Search code examples
rustcharacter-encoding

How to convert OsString into utf-8 encoded string in platform-independent way?


I need to print - and print only - OsString to user, using system that only accepts UTF-8 strings as input.

How can I convert OsString to utf8 string (one way only) the platform independent way?

I already found crate encoding, but I cannot find a way to detect base OsString encoding.


Solution

  • After reading through tons of standard library documentation and source code, I've come to these conclusions.

    • On Unix, OsString is a Vec<u8> and can be any arbitrary bytes, expected to be UTF-8. On Windows OsString is currently in WTF-8 (source), which is a superset of UTF-8 that allows you to represent ill-formed UTF-16 in specifically-ill-formed UTF-8. It is sufficient to understand this as also being arbitrary bytes resembling UTF-8, as the properties of the WTF-8 encoding are only used if you recover the original bytes (see encode_wide below). If the same Unicode information in the OS is encoded in valid UTF-8 on Unix and valid UTF-16 on Windows, OsString will encode both as identical UTF-8. This is all internal and private, but helps to understand the public interface.
    • The platform-specific behavior visible to users arises only in conversion.
    • On reception from the OS, Windows systems use from_wide, which converts possibly-ill-formed UTF-16 into the encoding of OsString (WTF-8). Unix systems use from_vec, which just wraps the Vec<u8>. Both are lossless, but from_wide does change the layout. I believe the only way to create an &OsStr on Windows without first creating an OsString is from str, while on Unix you can also use from_bytes to create an &OsStr from a simple &[u8] slice.
    • Windows lets you convert OsStr into an iterator of possibly-ill-formed UTF-16 codepoints with encode_wide, which losslessly undoes the original conversion. On Unix, you can simply get the bytes back with as_bytes or into_vec. It seems like you can't get the bytes as &[u8] on Windows, which makes sense given the implementation.
    • All Unicode-invalid OsString values have their validity checked when converting to String. However, if an OsString is on Windows and valid Unicode, then converting to String skips the validity check, as this was done when originally converting to OsString and stored in the OsString as a boolean. This boolean is only meaningful if it's true, in which case the OsString is ensured to be valid UTF-8. If it's false, it may or may not be valid. Unix doesn't have this boolean. That means that if you keep an OsString around and it's valid, converting it many times to String will be cheaper on Windows than Unix.

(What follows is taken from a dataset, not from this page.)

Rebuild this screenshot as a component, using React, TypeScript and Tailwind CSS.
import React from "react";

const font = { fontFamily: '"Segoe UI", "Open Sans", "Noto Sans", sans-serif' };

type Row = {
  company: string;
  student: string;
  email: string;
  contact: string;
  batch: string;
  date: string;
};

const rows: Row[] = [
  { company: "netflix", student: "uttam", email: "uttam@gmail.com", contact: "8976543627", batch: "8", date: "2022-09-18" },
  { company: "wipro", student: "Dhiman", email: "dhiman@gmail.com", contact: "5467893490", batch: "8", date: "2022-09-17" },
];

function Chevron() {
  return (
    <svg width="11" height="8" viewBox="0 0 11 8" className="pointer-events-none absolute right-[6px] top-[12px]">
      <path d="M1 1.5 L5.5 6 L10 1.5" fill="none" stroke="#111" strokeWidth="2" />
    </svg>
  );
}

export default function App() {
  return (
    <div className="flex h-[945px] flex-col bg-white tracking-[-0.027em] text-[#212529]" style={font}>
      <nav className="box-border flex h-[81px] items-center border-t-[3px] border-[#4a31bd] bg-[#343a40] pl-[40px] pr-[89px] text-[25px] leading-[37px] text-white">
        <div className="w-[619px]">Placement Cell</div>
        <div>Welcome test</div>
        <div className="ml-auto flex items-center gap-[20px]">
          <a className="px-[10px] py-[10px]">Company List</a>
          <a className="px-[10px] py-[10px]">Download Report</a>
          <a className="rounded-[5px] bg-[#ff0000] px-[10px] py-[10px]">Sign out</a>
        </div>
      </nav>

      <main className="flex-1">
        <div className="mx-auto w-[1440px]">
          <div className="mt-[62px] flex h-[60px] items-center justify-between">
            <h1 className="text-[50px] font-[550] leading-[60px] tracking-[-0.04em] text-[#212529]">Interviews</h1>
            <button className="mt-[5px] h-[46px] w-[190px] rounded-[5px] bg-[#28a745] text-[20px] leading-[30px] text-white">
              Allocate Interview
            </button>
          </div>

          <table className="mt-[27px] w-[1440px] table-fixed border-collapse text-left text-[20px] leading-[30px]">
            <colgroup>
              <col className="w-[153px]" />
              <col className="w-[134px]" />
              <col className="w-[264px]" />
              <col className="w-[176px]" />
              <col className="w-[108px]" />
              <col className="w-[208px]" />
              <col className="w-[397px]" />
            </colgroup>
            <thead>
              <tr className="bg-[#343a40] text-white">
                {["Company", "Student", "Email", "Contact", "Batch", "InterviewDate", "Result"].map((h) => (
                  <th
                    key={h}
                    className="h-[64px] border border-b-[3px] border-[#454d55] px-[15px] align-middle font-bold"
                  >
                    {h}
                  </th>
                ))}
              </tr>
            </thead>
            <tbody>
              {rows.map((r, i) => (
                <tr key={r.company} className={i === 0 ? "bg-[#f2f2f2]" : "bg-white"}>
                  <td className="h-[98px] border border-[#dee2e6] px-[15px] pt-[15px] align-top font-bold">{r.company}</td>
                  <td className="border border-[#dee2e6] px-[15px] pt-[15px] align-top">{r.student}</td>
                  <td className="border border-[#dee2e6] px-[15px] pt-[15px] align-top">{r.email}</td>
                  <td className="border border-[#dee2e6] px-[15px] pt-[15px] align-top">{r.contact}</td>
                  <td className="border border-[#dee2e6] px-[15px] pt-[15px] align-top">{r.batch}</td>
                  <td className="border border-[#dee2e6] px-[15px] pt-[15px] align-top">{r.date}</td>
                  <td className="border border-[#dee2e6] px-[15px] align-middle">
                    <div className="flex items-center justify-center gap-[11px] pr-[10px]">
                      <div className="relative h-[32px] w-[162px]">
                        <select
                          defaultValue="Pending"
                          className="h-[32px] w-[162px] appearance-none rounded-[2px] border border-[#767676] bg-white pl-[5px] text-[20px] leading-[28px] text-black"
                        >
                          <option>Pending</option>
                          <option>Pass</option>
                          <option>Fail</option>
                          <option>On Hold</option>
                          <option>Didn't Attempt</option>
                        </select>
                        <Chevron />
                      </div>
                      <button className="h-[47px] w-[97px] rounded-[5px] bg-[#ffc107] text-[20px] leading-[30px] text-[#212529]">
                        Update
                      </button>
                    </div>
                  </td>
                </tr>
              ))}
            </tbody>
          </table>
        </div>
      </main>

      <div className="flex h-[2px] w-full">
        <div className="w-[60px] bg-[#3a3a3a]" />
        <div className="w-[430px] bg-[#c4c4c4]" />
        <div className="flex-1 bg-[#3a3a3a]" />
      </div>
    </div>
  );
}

However, if you receive many OsString values from the OS but never convert them to String, it will be cheaper on Unix than Windows due to Windows' up-front conversion.

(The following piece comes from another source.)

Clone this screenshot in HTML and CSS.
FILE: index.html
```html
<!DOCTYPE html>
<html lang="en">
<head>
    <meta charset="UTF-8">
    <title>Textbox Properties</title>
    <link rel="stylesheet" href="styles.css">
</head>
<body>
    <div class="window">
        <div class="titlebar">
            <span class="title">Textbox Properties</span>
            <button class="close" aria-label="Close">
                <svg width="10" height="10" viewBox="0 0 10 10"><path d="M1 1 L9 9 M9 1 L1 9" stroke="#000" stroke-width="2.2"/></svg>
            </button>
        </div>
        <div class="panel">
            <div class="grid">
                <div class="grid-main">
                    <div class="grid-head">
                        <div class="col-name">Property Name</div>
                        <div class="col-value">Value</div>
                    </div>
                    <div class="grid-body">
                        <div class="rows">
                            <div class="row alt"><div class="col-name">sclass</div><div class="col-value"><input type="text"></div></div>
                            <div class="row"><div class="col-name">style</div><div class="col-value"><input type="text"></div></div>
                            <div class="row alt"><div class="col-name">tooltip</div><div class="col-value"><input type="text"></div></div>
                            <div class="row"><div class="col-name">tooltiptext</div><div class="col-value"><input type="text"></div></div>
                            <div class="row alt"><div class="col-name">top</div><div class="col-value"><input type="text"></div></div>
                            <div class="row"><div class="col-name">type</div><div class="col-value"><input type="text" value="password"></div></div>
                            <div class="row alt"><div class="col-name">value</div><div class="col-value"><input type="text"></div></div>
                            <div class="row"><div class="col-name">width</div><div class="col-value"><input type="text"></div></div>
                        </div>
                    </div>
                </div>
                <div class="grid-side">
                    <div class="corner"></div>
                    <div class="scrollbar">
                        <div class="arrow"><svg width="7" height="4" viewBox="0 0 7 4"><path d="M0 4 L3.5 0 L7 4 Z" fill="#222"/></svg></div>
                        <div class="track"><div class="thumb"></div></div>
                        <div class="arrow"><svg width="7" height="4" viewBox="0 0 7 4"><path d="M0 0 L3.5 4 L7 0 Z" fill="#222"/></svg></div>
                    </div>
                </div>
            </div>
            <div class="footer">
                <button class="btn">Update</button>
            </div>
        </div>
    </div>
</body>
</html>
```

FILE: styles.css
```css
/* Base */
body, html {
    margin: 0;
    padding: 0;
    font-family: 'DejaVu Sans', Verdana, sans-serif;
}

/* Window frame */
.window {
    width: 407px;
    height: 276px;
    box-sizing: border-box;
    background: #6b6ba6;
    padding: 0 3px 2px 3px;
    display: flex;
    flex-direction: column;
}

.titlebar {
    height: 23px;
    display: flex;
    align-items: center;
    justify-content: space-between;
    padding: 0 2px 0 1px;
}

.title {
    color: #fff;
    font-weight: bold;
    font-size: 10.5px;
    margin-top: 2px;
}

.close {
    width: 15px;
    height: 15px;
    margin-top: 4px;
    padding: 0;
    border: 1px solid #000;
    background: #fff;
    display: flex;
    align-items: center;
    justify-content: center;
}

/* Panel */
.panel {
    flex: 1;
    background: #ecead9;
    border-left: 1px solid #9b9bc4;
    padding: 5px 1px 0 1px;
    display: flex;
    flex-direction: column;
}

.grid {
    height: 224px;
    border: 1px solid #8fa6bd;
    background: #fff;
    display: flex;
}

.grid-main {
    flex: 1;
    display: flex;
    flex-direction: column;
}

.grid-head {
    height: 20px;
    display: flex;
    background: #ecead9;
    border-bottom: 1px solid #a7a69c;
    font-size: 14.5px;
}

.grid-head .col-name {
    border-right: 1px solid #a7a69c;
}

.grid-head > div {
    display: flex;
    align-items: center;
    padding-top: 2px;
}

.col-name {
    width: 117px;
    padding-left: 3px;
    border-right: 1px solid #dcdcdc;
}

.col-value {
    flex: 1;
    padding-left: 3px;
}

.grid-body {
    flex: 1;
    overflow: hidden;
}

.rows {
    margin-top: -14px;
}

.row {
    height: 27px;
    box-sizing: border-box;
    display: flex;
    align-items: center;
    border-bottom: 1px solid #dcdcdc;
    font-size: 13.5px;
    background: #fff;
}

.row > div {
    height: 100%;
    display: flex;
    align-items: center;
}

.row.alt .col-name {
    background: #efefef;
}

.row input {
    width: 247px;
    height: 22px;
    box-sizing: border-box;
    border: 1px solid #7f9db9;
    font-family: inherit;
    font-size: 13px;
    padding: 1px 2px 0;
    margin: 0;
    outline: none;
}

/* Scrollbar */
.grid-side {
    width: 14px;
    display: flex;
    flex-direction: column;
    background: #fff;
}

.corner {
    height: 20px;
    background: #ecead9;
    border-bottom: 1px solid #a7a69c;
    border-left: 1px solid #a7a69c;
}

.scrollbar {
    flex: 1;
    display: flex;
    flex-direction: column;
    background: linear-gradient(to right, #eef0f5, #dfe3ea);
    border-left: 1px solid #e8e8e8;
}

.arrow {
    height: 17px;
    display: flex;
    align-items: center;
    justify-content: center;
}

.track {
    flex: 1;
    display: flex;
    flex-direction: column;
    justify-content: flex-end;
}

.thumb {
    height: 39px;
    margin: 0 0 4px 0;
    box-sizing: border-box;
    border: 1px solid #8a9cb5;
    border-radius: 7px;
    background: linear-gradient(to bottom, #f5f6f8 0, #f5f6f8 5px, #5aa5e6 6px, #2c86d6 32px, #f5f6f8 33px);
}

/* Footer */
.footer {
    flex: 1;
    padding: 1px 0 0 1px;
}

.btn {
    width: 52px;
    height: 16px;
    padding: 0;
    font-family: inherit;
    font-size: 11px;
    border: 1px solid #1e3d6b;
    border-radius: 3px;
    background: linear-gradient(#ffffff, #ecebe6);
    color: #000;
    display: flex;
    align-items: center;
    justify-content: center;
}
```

    So essentially, there's three options:

    1. The OS gave you a valid string. The OsString is already valid UTF-8, and you can get those bytes with into_string or to_str.
    2. The OS gave you a possibly invalid string. You can check this with the previous methods, or you can call to_string_lossy to do automatic replacement.
    3. If you want to actually know what the OS gave you, perhaps if you want to use a different replacement strategy or if you want to reinterpret the bytes, you can use encode_wide on Windows, or as_bytes or into_vec on Unix.